→ **Dataset extract**:
-*-

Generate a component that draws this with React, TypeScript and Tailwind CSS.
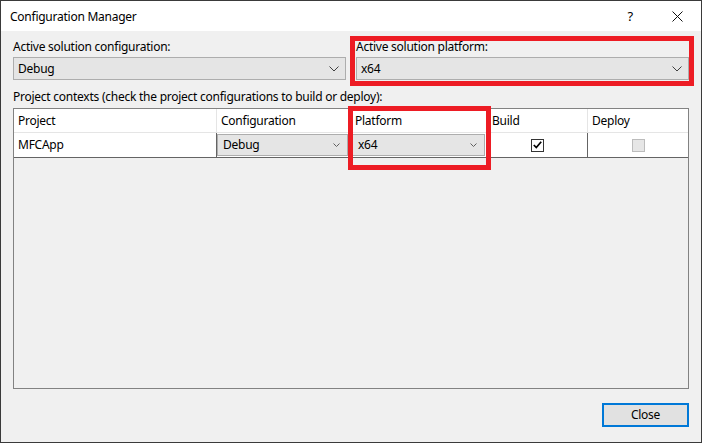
import React from "react";

const font = { fontFamily: '"Noto Sans", "Open Sans", Arial, sans-serif' };

// small chevron used by the combo boxes
const Chevron = ({ small }: { small?: boolean }) => (
  <svg
    width={small ? 7 : 10}
    height={small ? 4 : 6}
    viewBox={small ? "0 0 7 4" : "0 0 10 6"}
    className="shrink-0"
  >
    {small ? (
      <path d="M0.5 0.5 L3.5 3.5 L6.5 0.5" fill="none" stroke="#606060" strokeWidth="1" />
    ) : (
      <path d="M0.5 0.5 L5 5 L9.5 0.5" fill="none" stroke="#404040" strokeWidth="1" />
    )}
  </svg>
);

const Combo = ({ value }: { value: string }) => (
  <div className="flex h-[23px] items-center justify-between border border-[#adadad] bg-[#e5e5e5] pl-[4px] pr-[6px] text-[12px] text-black">
    <span>{value}</span>
    <Chevron />
  </div>
);

const CellCombo = ({ value }: { value: string }) => (
  <div className="flex h-full items-center justify-between border border-[#adadad] bg-[#e5e5e5] pl-[5px] pr-[7px] text-[12px] text-black">
    <span>{value}</span>
    <Chevron small />
  </div>
);

const columns = [
  { name: "Project", width: "w-[203px]" },
  { name: "Configuration", width: "w-[134px]" },
  { name: "Platform", width: "w-[137px]" },
  { name: "Build", width: "w-[100px]" },
  { name: "Deploy", width: "w-[100px]" },
];

export default function App() {
  return (
    <div
      className="relative flex h-[443px] w-[702px] flex-col overflow-hidden border border-[#3a3a3a] bg-[#f0f0f0] tracking-[-0.25px] text-black"
      style={font}
    >
      {/* Title bar */}
      <div className="flex h-[30px] shrink-0 items-center bg-white pl-[9px] pt-px">
        <span className="text-[12px]">Configuration Manager</span>
        <div className="ml-auto flex items-center">
          <span className="mr-[39px] text-[13px]">?</span>
          <svg width="11" height="11" viewBox="0 0 11 11" className="mr-[18px]">
            <path d="M0.5 0.5 L10.5 10.5 M10.5 0.5 L0.5 10.5" stroke="#111" strokeWidth="1" />
          </svg>
        </div>
      </div>

      {/* Body */}
      <div className="flex flex-1 flex-col px-[12px] pt-[8px]">
        <div className="grid grid-cols-2 gap-x-[10px]">
          <div className="flex flex-col gap-[2px]">
            <span className="h-[16px] text-[12px] leading-[16px]">Active solution configuration:</span>
            <Combo value="Debug" />
          </div>
          <div className="flex flex-col gap-[2px]">
            <span className="h-[16px] text-[12px] leading-[16px]">Active solution platform:</span>
            <Combo value="x64" />
          </div>
        </div>

        <span className="mt-[9px] h-[16px] text-[12px] leading-[16px]">
          Project contexts (check the project configurations to build or deploy):
        </span>

        {/* Grid */}
        <div className="mt-[3px] flex h-[281px] flex-col border border-[#828282] bg-[#f0f0f0]">
          <div className="flex h-[24px] bg-white">
            {columns.map((c, i) => (
              <div
                key={c.name}
                className={`${c.width} flex items-center border-b border-[#e5e5e5] pl-[4px] text-[12px] ${
                  i < columns.length - 1 ? "border-r border-r-[#e5e5e5]" : ""
                }`}
              >
                {c.name}
              </div>
            ))}
          </div>
          <div className="flex h-[25px] border-b border-[#646464] bg-white">
            <div className="flex w-[203px] items-center border-r border-[#646464] pl-[4px] text-[12px]">
              MFCApp
            </div>
            <div className="w-[134px] border-r border-[#646464] py-px pr-[2px]">
              <CellCombo value="Debug" />
            </div>
            <div className="w-[137px] border-r border-[#646464] py-px pl-[1px] pr-[2px]">
              <CellCombo value="x64" />
            </div>
            <div className="flex w-[100px] items-center justify-center border-r border-[#646464]">
              <div className="flex h-[13px] w-[13px] items-center justify-center border border-[#333] bg-white">
                <svg width="9" height="8" viewBox="0 0 9 8">
                  <path d="M0.8 4 L3.3 6.6 L8.2 0.8" fill="none" stroke="#000" strokeWidth="1.7" />
                </svg>
              </div>
            </div>
            <div className="flex w-[100px] items-center justify-center">
              <div className="h-[13px] w-[13px] border border-[#bcbcbc] bg-[#e6e6e6]" />
            </div>
          </div>
        </div>

        <div className="mt-[14px] flex justify-end">
          <button className="flex h-[24px] w-[87px] items-center justify-center border-2 border-[#0078d7] bg-[#e1e1e1] text-[12px]">
            Close
          </button>
        </div>
      </div>

      {/* Red annotation boxes */}
      <div className="pointer-events-none absolute left-[349px] top-[35px] h-[50px] w-[344px] border-[5px] border-[#ed1c24]" />
      <div className="pointer-events-none absolute left-[347px] top-[105px] h-[64px] w-[143px] border-[5px] border-[#ed1c24]" />
    </div>
  );
}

-*-

→ **What to work on**: Collect every line above that contains the word "React".

→ **Response**:
Generate a component that draws this with React, TypeScript and Tailwind CSS.
import React from "react";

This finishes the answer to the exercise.